Turkey has viewed the growing strength of the PYD with concern because of its close ties to the PKK, and Turkish officials fear that the PYD-controlled areas along the Turkish-Syrian border could act as a base for PKK attacks against Turkish territory and security forces. Indeed, Ankara has threatened to intervene militarily to prevent PKK infiltration into Kurdish areas and worked closely with Sunni opposition groups in Syria to stem the PYD’s influence.
In mid-July, the PYD announced that it planned to introduce autonomous institutions in all cities and villages under Kurdish control, effective July 19. This set off alarm bells in Ankara, where Prime Minister Recep Tayipp Erdogan criticized the move as “wrong and dangerous.”
Yet the existence of an autonomous Kurdish entity in Syria need not be a source of conflict with Turkey.

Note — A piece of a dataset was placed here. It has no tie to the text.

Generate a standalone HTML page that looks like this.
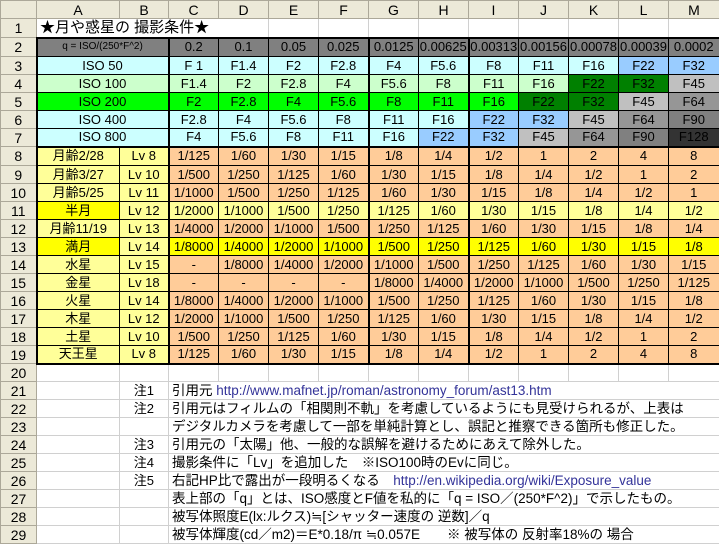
<!DOCTYPE html><html><head><meta charset="utf-8"><style>
*{margin:0;padding:0;box-sizing:border-box}
body{width:719px;height:545px;overflow:hidden;background:#fff;font-family:"Liberation Sans","Noto Sans CJK JP",sans-serif;font-size:13px;color:#000}
table{border-collapse:collapse;table-layout:fixed;width:719px}
td{height:18px;border:1px solid #000;text-align:center;white-space:nowrap;overflow:hidden;padding:0;line-height:16px}
tr.h td{background:#ece9d8;border:1px solid #aca899;font-size:14px}
td.rh{background:#ece9d8;border:1px solid #aca899;font-size:14px}
td.e{border:1px solid #d0d0d0}
.t2{border-top:2px solid #000}.l2{border-left:2px solid #000}.r2{border-right:2px solid #000}.b2{border-bottom:2px solid #000}
.hd{background:#808080}.cy{background:#ccffff}.lg{background:#ccffcc}.g{background:#00ff00}.dg{background:#008000}.bl{background:#99ccff}.sv{background:#c0c0c0}.g4{background:#969696}.g5{background:#808080}.dk{background:#333333}
.ly{background:#ffff99}.y{background:#ffff00}.o{background:#ffcc99}
td.n{text-align:left;border:1px solid #d0d0d0;overflow:visible;padding-left:3px;font-size:13.5px}
td.nb{text-align:right;padding-right:14px;border:1px solid #d0d0d0}
a{color:#333399;text-decoration:none}
tr.x td{height:19px}
</style></head><body>
<table>
<colgroup><col style="width:36px"><col style="width:83px"><col style="width:49px"><col style="width:50px"><col style="width:50px"><col style="width:50px"><col style="width:50px"><col style="width:50px"><col style="width:50px"><col style="width:50px"><col style="width:50px"><col style="width:50px"><col style="width:50px"><col style="width:51px"></colgroup>
<tr class="h"><td></td><td>A</td><td>B</td><td>C</td><td>D</td><td>E</td><td>F</td><td>G</td><td>H</td><td>I</td><td>J</td><td>K</td><td>L</td><td>M</td></tr>
<tr class="x"><td class="rh">1</td><td class="e" colspan="4" style="text-align:left;font-size:15px;padding-left:3px;overflow:visible;border-right:none">★月や惑星の 撮影条件★</td><td class="e"></td><td class="e"></td><td class="e"></td><td class="e"></td><td class="e"></td><td class="e"></td><td class="e"></td><td class="e"></td><td class="e"></td></tr>
<tr class="x"><td class="rh">2</td><td colspan="2" class="hd t2 l2" style="font-size:10px">q = ISO/(250*F^2)</td><td class="hd t2 l2">0.2</td><td class="hd t2">0.1</td><td class="hd t2">0.05</td><td class="hd t2">0.025</td><td class="hd t2 l2">0.0125</td><td class="hd t2">0.00625</td><td class="hd t2 l2">0.00313</td><td class="hd t2">0.00156</td><td class="hd t2">0.00078</td><td class="hd t2">0.00039</td><td class="hd t2 r2">0.0002</td></tr>
<tr><td class="rh">3</td><td colspan="2" class="cy l2">ISO 50</td><td class="cy l2">F 1</td><td class="cy">F1.4</td><td class="cy">F2</td><td class="cy">F2.8</td><td class="cy l2">F4</td><td class="cy">F5.6</td><td class="cy l2">F8</td><td class="cy">F11</td><td class="cy">F16</td><td class="bl">F22</td><td class="bl r2">F32</td></tr>
<tr><td class="rh">4</td><td colspan="2" class="lg l2">ISO 100</td><td class="lg l2">F1.4</td><td class="lg">F2</td><td class="lg">F2.8</td><td class="lg">F4</td><td class="lg l2">F5.6</td><td class="lg">F8</td><td class="lg l2">F11</td><td class="lg">F16</td><td class="dg">F22</td><td class="dg">F32</td><td class="sv r2">F45</td></tr>
<tr><td class="rh">5</td><td colspan="2" class="g l2">ISO 200</td><td class="g l2">F2</td><td class="g">F2.8</td><td class="g">F4</td><td class="g">F5.6</td><td class="g l2">F8</td><td class="g">F11</td><td class="g l2">F16</td><td class="dg">F22</td><td class="dg">F32</td><td class="sv">F45</td><td class="g4 r2">F64</td></tr>
<tr><td class="rh">6</td><td colspan="2" class="cy l2">ISO 400</td><td class="cy l2">F2.8</td><td class="cy">F4</td><td class="cy">F5.6</td><td class="cy">F8</td><td class="cy l2">F11</td><td class="cy">F16</td><td class="bl l2">F22</td><td class="bl">F32</td><td class="sv">F45</td><td class="g4">F64</td><td class="g5 r2">F90</td></tr>
<tr><td class="rh">7</td><td colspan="2" class="cy l2 b2">ISO 800</td><td class="cy l2 b2">F4</td><td class="cy b2">F5.6</td><td class="cy b2">F8</td><td class="cy b2">F11</td><td class="cy l2 b2">F16</td><td class="bl b2">F22</td><td class="bl l2 b2">F32</td><td class="sv b2">F45</td><td class="g4 b2">F64</td><td class="g5 b2">F90</td><td class="dk r2 b2">F128</td></tr>
<tr class="x"><td class="rh">8</td><td class="ly l2">月齢2/28</td><td class="ly">Lv 8</td><td class="o l2">1/125</td><td class="o">1/60</td><td class="o">1/30</td><td class="o">1/15</td><td class="o l2">1/8</td><td class="o">1/4</td><td class="o l2">1/2</td><td class="o">1</td><td class="o">2</td><td class="o">4</td><td class="o r2">8</td></tr>
<tr><td class="rh">9</td><td class="ly l2">月齢3/27</td><td class="ly">Lv 10</td><td class="o l2">1/500</td><td class="o">1/250</td><td class="o">1/125</td><td class="o">1/60</td><td class="o l2">1/30</td><td class="o">1/15</td><td class="o l2">1/8</td><td class="o">1/4</td><td class="o">1/2</td><td class="o">1</td><td class="o r2">2</td></tr>
<tr><td class="rh">10</td><td class="ly l2">月齢5/25</td><td class="ly">Lv 11</td><td class="o l2">1/1000</td><td class="o">1/500</td><td class="o">1/250</td><td class="o">1/125</td><td class="o l2">1/60</td><td class="o">1/30</td><td class="o l2">1/15</td><td class="o">1/8</td><td class="o">1/4</td><td class="o">1/2</td><td class="o r2">1</td></tr>
<tr><td class="rh">11</td><td class="y l2">半月</td><td class="ly">Lv 12</td><td class="ly l2">1/2000</td><td class="ly">1/1000</td><td class="ly">1/500</td><td class="ly">1/250</td><td class="ly l2">1/125</td><td class="ly">1/60</td><td class="ly l2">1/30</td><td class="ly">1/15</td><td class="ly">1/8</td><td class="ly">1/4</td><td class="ly r2">1/2</td></tr>
<tr><td class="rh">12</td><td class="ly l2">月齢11/19</td><td class="ly">Lv 13</td><td class="o l2">1/4000</td><td class="o">1/2000</td><td class="o">1/1000</td><td class="o">1/500</td><td class="o l2">1/250</td><td class="o">1/125</td><td class="o l2">1/60</td><td class="o">1/30</td><td class="o">1/15</td><td class="o">1/8</td><td class="o r2">1/4</td></tr>
<tr><td class="rh">13</td><td class="y l2">満月</td><td class="ly">Lv 14</td><td class="y l2">1/8000</td><td class="y">1/4000</td><td class="y">1/2000</td><td class="y">1/1000</td><td class="y l2">1/500</td><td class="y">1/250</td><td class="y l2">1/125</td><td class="y">1/60</td><td class="y">1/30</td><td class="y">1/15</td><td class="y r2">1/8</td></tr>
<tr><td class="rh">14</td><td class="ly l2">水星</td><td class="ly">Lv 15</td><td class="o l2">-</td><td class="o">1/8000</td><td class="o">1/4000</td><td class="o">1/2000</td><td class="o l2">1/1000</td><td class="o">1/500</td><td class="o l2">1/250</td><td class="o">1/125</td><td class="o">1/60</td><td class="o">1/30</td><td class="o r2">1/15</td></tr>
<tr><td class="rh">15</td><td class="ly l2">金星</td><td class="ly">Lv 18</td><td class="o l2">-</td><td class="o">-</td><td class="o">-</td><td class="o">-</td><td class="o l2">1/8000</td><td class="o">1/4000</td><td class="o l2">1/2000</td><td class="o">1/1000</td><td class="o">1/500</td><td class="o">1/250</td><td class="o r2">1/125</td></tr>
<tr><td class="rh">16</td><td class="ly l2">火星</td><td class="ly">Lv 14</td><td class="o l2">1/8000</td><td class="o">1/4000</td><td class="o">1/2000</td><td class="o">1/1000</td><td class="o l2">1/500</td><td class="o">1/250</td><td class="o l2">1/125</td><td class="o">1/60</td><td class="o">1/30</td><td class="o">1/15</td><td class="o r2">1/8</td></tr>
<tr><td class="rh">17</td><td class="ly l2">木星</td><td class="ly">Lv 12</td><td class="o l2">1/2000</td><td class="o">1/1000</td><td class="o">1/500</td><td class="o">1/250</td><td class="o l2">1/125</td><td class="o">1/60</td><td class="o l2">1/30</td><td class="o">1/15</td><td class="o">1/8</td><td class="o">1/4</td><td class="o r2">1/2</td></tr>
<tr><td class="rh">18</td><td class="ly l2">土星</td><td class="ly">Lv 10</td><td class="o l2">1/500</td><td class="o">1/250</td><td class="o">1/125</td><td class="o">1/60</td><td class="o l2">1/30</td><td class="o">1/15</td><td class="o l2">1/8</td><td class="o">1/4</td><td class="o">1/2</td><td class="o">1</td><td class="o r2">2</td></tr>
<tr><td class="rh">19</td><td class="ly l2 b2">天王星</td><td class="ly b2">Lv 8</td><td class="o l2 b2">1/125</td><td class="o b2">1/60</td><td class="o b2">1/30</td><td class="o b2">1/15</td><td class="o l2 b2">1/8</td><td class="o b2">1/4</td><td class="o l2 b2">1/2</td><td class="o b2">1</td><td class="o b2">2</td><td class="o b2">4</td><td class="o r2 b2">8</td></tr>
<tr><td class="rh">20</td><td class="e"></td><td class="e"></td><td class="e"></td><td class="e"></td><td class="e"></td><td class="e"></td><td class="e"></td><td class="e"></td><td class="e"></td><td class="e"></td><td class="e"></td><td class="e"></td><td class="e"></td></tr>
<tr><td class="rh">21</td><td class="e"></td><td class="e nb">注1</td><td class="n" colspan="11">引用元 <a>http://www.mafnet.jp/roman/astronomy_forum/ast13.htm</a></td></tr>
<tr><td class="rh">22</td><td class="e"></td><td class="e nb">注2</td><td class="n" colspan="11">引用元はフィルムの「相関則不軌」を考慮しているようにも見受けられるが、上表は</td></tr>
<tr><td class="rh">23</td><td class="e"></td><td class="e"></td><td class="n" colspan="11">デジタルカメラを考慮して一部を単純計算とし、誤記と推察できる箇所も修正した。</td></tr>
<tr><td class="rh">24</td><td class="e"></td><td class="e nb">注3</td><td class="n" colspan="11">引用元の「太陽」他、一般的な誤解を避けるためにあえて除外した。</td></tr>
<tr><td class="rh">25</td><td class="e"></td><td class="e nb">注4</td><td class="n" colspan="11">撮影条件に「Lv」を追加した　※ISO100時のEvに同じ。</td></tr>
<tr><td class="rh">26</td><td class="e"></td><td class="e nb">注5</td><td class="n" colspan="11">右記HP比で露出が一段明るくなる　<a>http://en.wikipedia.org/wiki/Exposure_value</a></td></tr>
<tr><td class="rh">27</td><td class="e"></td><td class="e"></td><td class="n" colspan="11">表上部の「q」とは、ISO感度とF値を私的に「q = ISO／(250*F^2)」で示したもの。</td></tr>
<tr><td class="rh">28</td><td class="e"></td><td class="e"></td><td class="n" colspan="11">被写体照度E(lx:ルクス)≒[シャッター速度の 逆数]／q</td></tr>
<tr><td class="rh">29</td><td class="e"></td><td class="e"></td><td class="n" colspan="11">被写体輝度(cd／m2)＝E*0.18/π ≒0.057E　　※ 被写体の 反射率18%の 場合</td></tr>
</table>
</body></html>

Turkey has cordial relations with the Kurdish Regional Government (KRG) in northern Iraq, which is de facto an independent Kurdish state that legally remains a part of Iraq. Trade and energy ties in particular have expanded significantly in the last several years.
In principle, the same type of relations could be developed with an autonomous Kurdish entity in Syria. Instead of seeking to isolate the PDY, Ankara should use its strong economic potential to woo the PYD and draw it into a Turkish zone of influence and prosperity together with the KRG.
And there are signs that Turkish policy may be moving in this direction. The recent visit of Salih Muslim, co-chairman of the PYD, to Istanbul represented a turnabout in Turkey’s approach to the PYD. Prior to Muslim’s visit, Turkey had shunned any official dialogue with the PYD and had put pressure on the Sunni opposition in Syria to boycott the PYD. Foreign Minister Ahmet Davutoglu invited Muslim, and while in Turkey he was given broad access to the Turkish media, which was a highly unusual step.
Muslim’s visit suggests that Turkey is beginning to rethink key aspects of its approach to the Kurdish issue, especially the role of the Syrian Kurds and the PYD. This should be encouraged by Washington. The fact is that an autonomous Kurdish region that remains an integral part of Syria, even one dominated by the PYD, would be far less dangerous than one dominated by forces affiliated with al Qaeda. And that should be welcome news to more than just Turkey.